I sat on the beachfront by a pub listening to live music, watching bronzed bodies sashay past, and thought:-
"Now.  If I can get a glass of Cider for 2 quid, I might be able to afford it: - if I buy the washing up liquid at Poundland and do without the Lime Marmalade till next fortnight...." And then, surprisingly, I thought. "Wotha??  It's the face of Genteel Poverty."

Genteel Poverty, I know now, is just ordinary poverty but you're just a little more repulsed by it than others.

Its finding out that anything you can afford to buy new will fall apart within the month, so it's better to buy second-hand.  Everything. Rather than buy flour sifters that rust the first time you wash them; dishwasher liquid that doesn't raise the pallid ghost of a bubble until you've squeezed half the bottle into the bowl; towels that get damp before you've even done a full circuit of all bits that need to be dried. And not lets even get into the whole subject of toilet paper.  Who even KNEW there was such a thing a 1-ply loo paper? This is one of those sordid little facts which, in an ideal world, nobody would ever need to have to learn.

But it goes further, of course.  Like the first time you are crossing a road and holding up the traffic...and you realise that, from now on, you will ALWAYS be the one crossing.  Not the one sitting in their car sending our Dark Thoughts to bloody pedestrians.

Or, as you are watching a movie on your lap top where people are sitting in real restaurants with thick carpets, and a discreet band, and soft-footed waiters, you suddenly think: "OMG! I will never use a linen napkin again in my entire life."
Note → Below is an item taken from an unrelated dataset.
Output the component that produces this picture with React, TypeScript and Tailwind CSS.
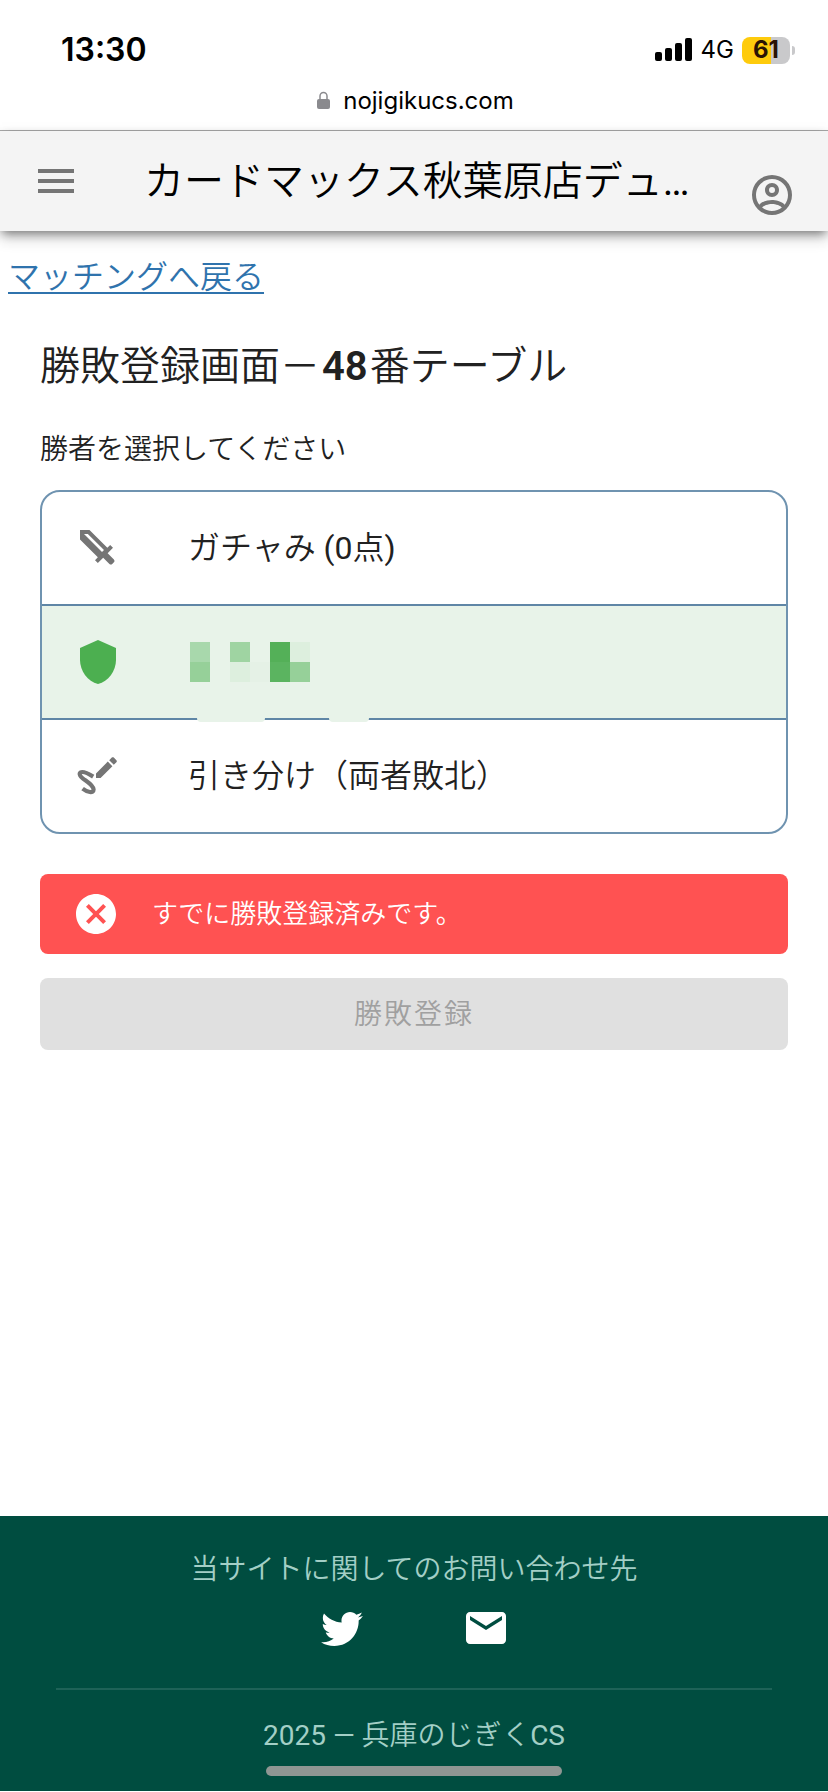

It's like dying, a little bit.  You go around, swimming through the usual layers of your life and sadly, nostalgically, bidding them all good-bye. Never again will you stay in a good hotel; ride in a boat, wear shoes that smell like shoes instead of like plastic,

You'll probably never see any other place for the rest of your life where the sand is white and squeaks as you walk on it; or swim naked in the moonlight; or go to a Live Show, or buy fruit that you want as opposed to fruit you can afford.

When people take pictures of poverty its of people wearing anoraks and looking depressed who have dirty hair.  Its never of women with real leather handbags (50p from a church fete); well cut clothes (Fill a Bag for One Dollar day at St. Vincents de Paul.); who are post-Graduate educated, extensively travelled; and who would, of course, have made a killing from  Divorce and widowhood.

The world just isn't supposed to work like that.

I should like to write a book one day: - "Being Poor for Dummies". For all those people (there might even be one close-by you at this moment) who didn't start off poor.  Who got the deck shuffled just one time too many and ended up going from Up to Down and whom we find just a tad embarrassing.

If they have any sense of decently left at all,  these Genteel Povos would gradually, with dignity, remove themselves from the purlieu.  It is, after all, very difficult to find anything one has in common any more.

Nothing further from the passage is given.